At one point on Sunday there was a small child of about four dancing along to the music. The parents and others were standing around laughing at his antics, everyone encouraging him and suggesting dance moves. I sort of knew at the time that I should somehow use that situation to my advantage, but I couldn't for the life of me figure out how. If I had taken the mic over to him and danced along I might have scared him, or worse I might have stolen his limelight and alienated myself from the crowd. After the gig at least three people told me that I should have made something of the situation, but nobody told me how and I am still wondering. What would be appropriate? Would it really have been anything other than painfully obvious that I was trying to use the innocent enjoyment of a small child for my own ends? I'm still not sure. Any imput would be gratefully received.

So, I am home now. I have been scouting around to get a bit of temping work as I have some holidays to save for (last year: Biarritz and New Zealand, this year: Portugal and Malaysia! I kid you not) and bills to pay. I also have some heavy and scary re-evalutaing to do, about which I cannot really speak at the moment.

I feel like I never stop thinking about my career. If half an hour goes by during which I haven't schemed or planned I am very, very surprised. I know this has to be a positive thing because I am the only one who can make anything happen for myself, but I admit it is a little draining. What this realisation does confirm, however, is the fact that it is an extremely good thing that I have nobody else to be thinking about. I have been on a few dates, which is fun, but nothing to be taken seriously, and I plan on keeping it that way. So sorry, hoardes of beautiful men, you are just going to have to bugger off home (although I suppose you can take me for dinner and dancing first if you like.)

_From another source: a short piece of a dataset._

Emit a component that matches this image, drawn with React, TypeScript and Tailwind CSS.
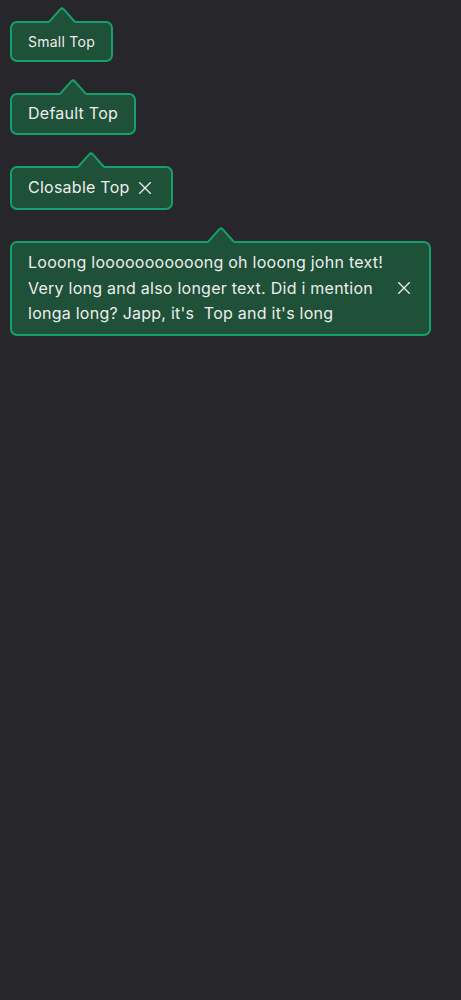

This weekend I am off to Cardiff. My friend Dan's parents live there and they are away at the moment so a few of us are going across to brave the Welsh and chill out for the weekend. (Maybe I will see Curly for beers?) Before that I am going to Warwickshire to do some babysitting, and then going to see the beautiful tassel-twirler herself, Miss Lily Dumont. An eventful few days leading up to some Wales-based fun, but I am certainly going to take some time to make some pretty major decisions and get my head together. Let's just say that 2007 has been rather eventful so far. I suspect it is the magic freckle doing its work (it does not always work for good).

Speaking of things that are magic, has everyone seen this: www.sparkle.the-magic-pony.youaremighty.com?

Can this be coincidence? Amazing. I am in awe, and so is Sparkle.

I have yet to speak to Impish Little Sister Sophie about it, but I think she is far too busy being Parisian and wearing cool clothes to have time to do something like that.

I am going to go and ponder it further for a little while then go to bed and try to silence the whizzing sound of my confused brain.

11 Comments:

Blogger Adam said...

Congrats on the gig, sounds like it went well!

Have fun in the Kingdom of Cardiff

11:29 am

 
Blogger Curly said...

I'm not sure how you could have done something with that situation either?

Perhaps you could carry a box of small children around with you and send them out to dance when you see anyone else initiating it?

Curly is always around for beers.

11:30 am

 
Blogger Léonie said...

Adz - Thanks. I didn't know Cardiff was a Kingdom! Amazing.

Curly - I do carry a box of children around with me at all times, but I mainly get them out when I want things carried for me, meals prepared, chimneys cleaned etc.
Hurray for beers! I'll call you when I am in the Kingdom.

11:57 am

 
Blogger Tony said...

I attend a lot of outdoor festivals in the summer and have witnessed "the dancing 4 year old" quite often. I find the most seasoned of singers/songwriters take advantage of the situation by making a witty comment or singing something appropriate into the song. The 4 year old will have the oooo's and aaahhh's but the great singer/songwriter has had them all along and will solidify it with a good sense of humour. I'm sure it all takes practise. Good luck next time around.

1:43 pm

 
Blogger Betty said...

That Sparkle thing scares me a little. I feel like I have been hypnotised, and sometime later this week I will hear the secret magic word and start riverdancing.

Or something.

Spooky.

3:19 pm

 
Blogger Huw said...

You should have shouted "SIT BLEEDING STILL!" and made him cry. That would have been ace.

Note to self: have a think why it might be that Léonie gets babysitting gigs and you do not.

4:20 pm

 
Anonymous Anonymous said...

No one dances when I sing, I have to say.

10:00 pm

 
Anonymous Anonymous said...

www.leonie.higgins.youaremighty.com

its a tricky code but once its broken all is clear!

impish xxxx

11:45 am

 
Anonymous Anonymous said...

ps. sound is essential!

11:47 am

 
Blogger Miss Devylish said...

I usually notice that singers just acknowledge the child.. say something in the mic to the parents or talk to the child directly, ask how old.. smile/nod.. I mean.. what else are you supposed to do? I guess you could make a joke to the parents that they can pick up their payment after the show, wink wink.. something to that effect.

All sounds very exciting and challenging. Sending all kinds of good vibes your way! xoxo

8:20 pm

 
Blogger Jules said...

Depends on what kind of song it was. If it was lively and upbeat, you can (carefully) try to approach the child and dance with him/her. If it's a soft, slow song, it could be nice to get down on their level and act as though you are singing to them. They might like that. Then again, you have to approach them carefully because they can be so shy sometimes when they feel they've become the center of attention. You just kindof have to feel it out and go from there.